Capitol Neighborhoods Inc. recently asked the mayor to fill the position of preservation planner. "There's a lot going on, especially downtown, related to development," says Adam Plotkin, president of Capitol Neighborhoods. "The most immediate one is the Edgewater Hotel development."
Among other things, the preservation planner works with the Landmarks Commission, reviewing any projects involving historic structures as well as any projects near historic structures -- such as the Edgewater Hotel project.
Plotkin says the city planning staff have done a good job filling in for Kitty Rankin, who left the job last December after 30 years. But he thinks projects in historic neighborhoods need the expertise of someone trained in historic preservation.
Cieslewicz recently responded by saying there just isn't enough money to fill the position right now.

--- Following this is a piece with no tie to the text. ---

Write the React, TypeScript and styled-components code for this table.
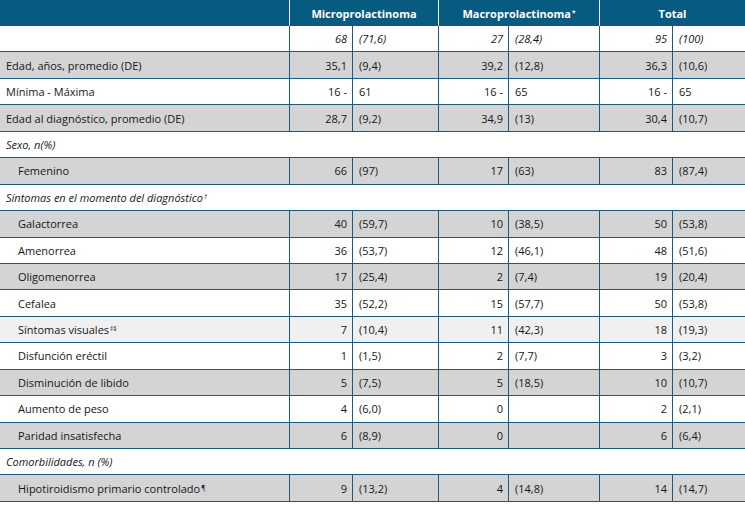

"Since I imposed the hiring freeze in the spring, over 50 hiring requests have come through my office," the mayor wrote in an August letter. "I have turned down about two-thirds of those requests, including this one. Trust me, none of these requests are without merit, but our fiscal situation is so dire that I have to say no to many requests I would much rather allow to be filled."
Ald. Mike Verveer understands the mayor's rationale, but regrets that the position is vacant, and hopes it will be filled later this year.
"The preservation planner is an important job," Verveer says. "It would be nice to have a full-time, experienced preservation planner assisting us with the Edgewater. But I don't think it's absolutely necessary."